L’économie russe résiste mieux que prévu. Les promesses de cataclysme n’ont tout simplement pas eu lieu, en tout cas pour le moment.
Revenons quelques mois en arrière, aux prémices de l’invasion russe en Ukraine. Bruno Le Maire, le ministre français des Finances, avait eu début mars des propos particulièrement belliqueux et optimistes. Sur France Info, il déclarait que la France et l’Union européenne allaient « livrer une guerre économique et financière totale à la Russie », dans l’objectif assumé de « provoquer l’effondrement de l’économie russe ».
S’il était revenu par après sur le terme de « guerre » – propos alors inapproprié, la France et l’UE n’était pas en guerre – il estimait que l’effondrement russe était bien une question de temps: « Les réserves de change russes sont en train de fondre comme neige au soleil, et le fameux trésor de guerre de Vladimir Poutine est déjà réduit à presque rien. »
Aujourd’hui, tout le monde sait que cette dernière affirmation n’est pas vraie. La balance commerciale de la Russie a triplé pour atteindre 167 milliards de dollars, entre janvier et juillet. Certes, les Russes peuvent moins acheter de biens étrangers, mais surtout, les prix de l’énergie continuent de bien remplir leurs caisses.
1. La croissance
Bruno Le Maire était loin d’être le seul à avoir prédit des nuages sombres pour l’économie russe. JP Morgan estimait à la même période que le PIB russe allait s’effondrer de 35%. Goldman Sachs misait même sur la pire contraction depuis l’implosion de l’URSS.
Dans les faits, la croissance s’est contractée de 4% au deuxième trimestre. Sur toute l’année, le FMI prévoit une contraction de 6%, c’est 2,5% de moins que la précédente prévision. JP Morgan ne parle plus que d’une contraction de 3,5%, soit dix fois moins.
Le chômage a chuté de 3,9% au deuxième trimestre et la demande intérieure est plus résistance que prévu. « Le profil du PIB semble donc de plus en plus compatible avec une récession prolongée, mais pas très marquée », indique JP Morgan.
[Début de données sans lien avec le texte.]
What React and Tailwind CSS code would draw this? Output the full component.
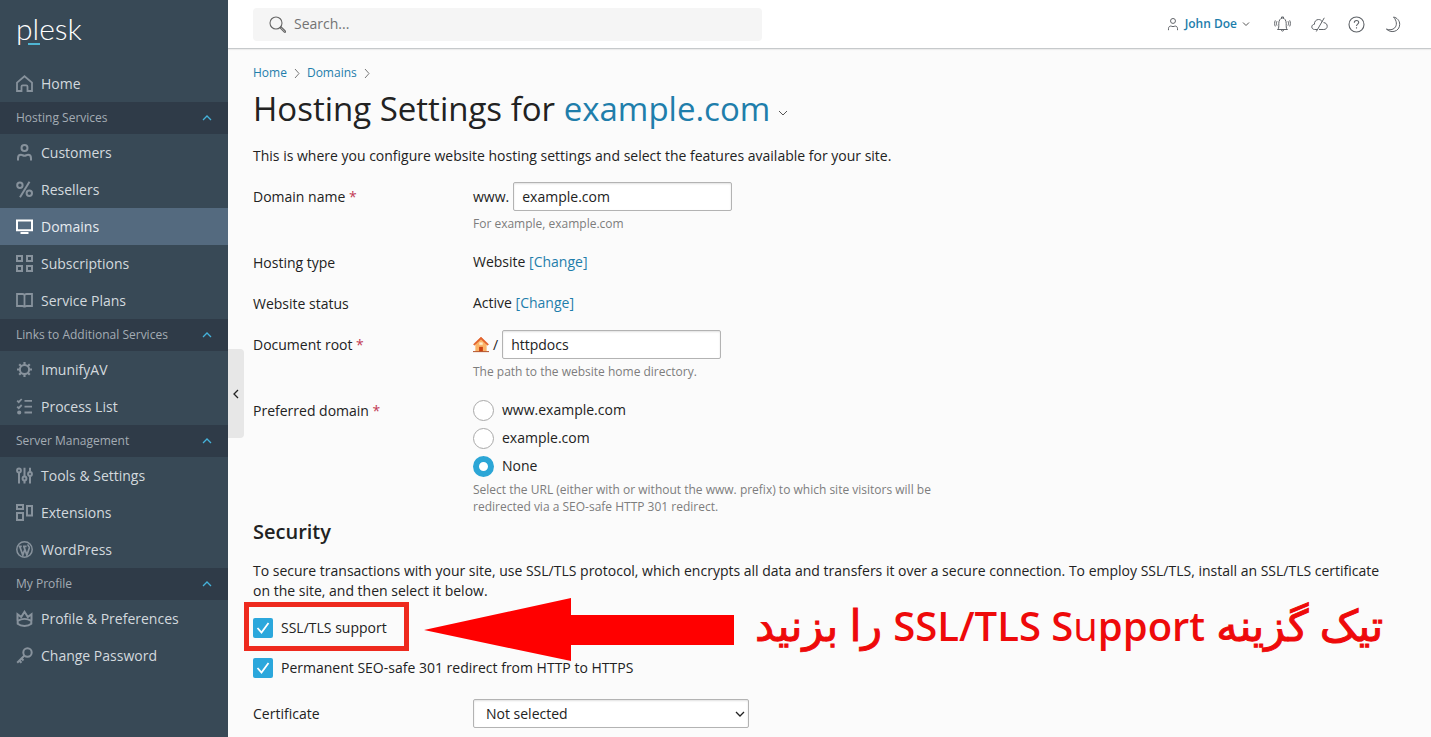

2. Les exportations vers l’Asie
En attendant l’embargo complet, le boycott occidental sur les produits énergétiques russes était censé faire mal à la Russie. Mais il apparait aujourd’hui que le pays n’a pas baissé ses exportations, trouvant de nouveau débouchés.
Parmi ces nouveaux débouchés, il y a bien sûr l’Inde qui a joué un rôle important. Ses importations de pétrole ont augmenté pendant 5 mois consécutifs pour un total d’un million de barils par jour, ce qui représente une augmentation de… 900%.
La Chine joue un rôle plus ambigu. L’augmentation d’achats de pétrole à bas prix n’a pas été aussi marquée, mais les données satellitaires ont montré des plus grands échanges entre avril et juillet. C’est bien simple, la Russie a pris à l’Arabie saoudite la première place des exportateurs de pétrole vers la Chine. D’après les chiffres officiels, Pékin importe 1,68 million de barils par jour, soit 7,6% de plus qu’il y a un an.
Sans oublier que l’Europe a toujours du mal à mettre en pratique ses déclarations. L’UE importe encore 2,8 millions de barils par jour, selon les données de Bloomberg. C’est 40% de moins qu’en février, mais on est loin d’être à zéro.
3. L’activité des usines
Faute de pouvoir importer des produits à haute valeur technologique, on promettait un déclin de l’industrie russe. L’indice PMI des directeurs d’achat est passé de 50,8 en février à 37,7 en mars. Un indice au-dessus de 50 montre une croissance, en dessous de 50, c’est une contraction.
Eh bien l’indice n’a fait que progresser : à 44,4 en avril, puis 50 en juin et 52,2 en juillet. Cela veut tout simplement dire que l’activité est repartie à la hausse en Russie.
La situation russe à long terme reste toutefois précaire. L’inflation campe au-dessus des 15%, la consommation a chuté de 11% au dernier trimestre, la confiance des consommateurs diminue et la croissance devrait maintenant baisser pour plusieurs trimestres consécutifs. Les experts affirment toujours, qu’à long terme, la Russie court à la catastrophe. Les entreprises étrangères n’investissent plus dans le pays, on y recense une fuite des cerveaux, et la Russie peut s’attendre à un contrechoc des produits gaziers, comme cela s’est produit pour les monarchies pétrolières, après les chocs pétroliers des années 70.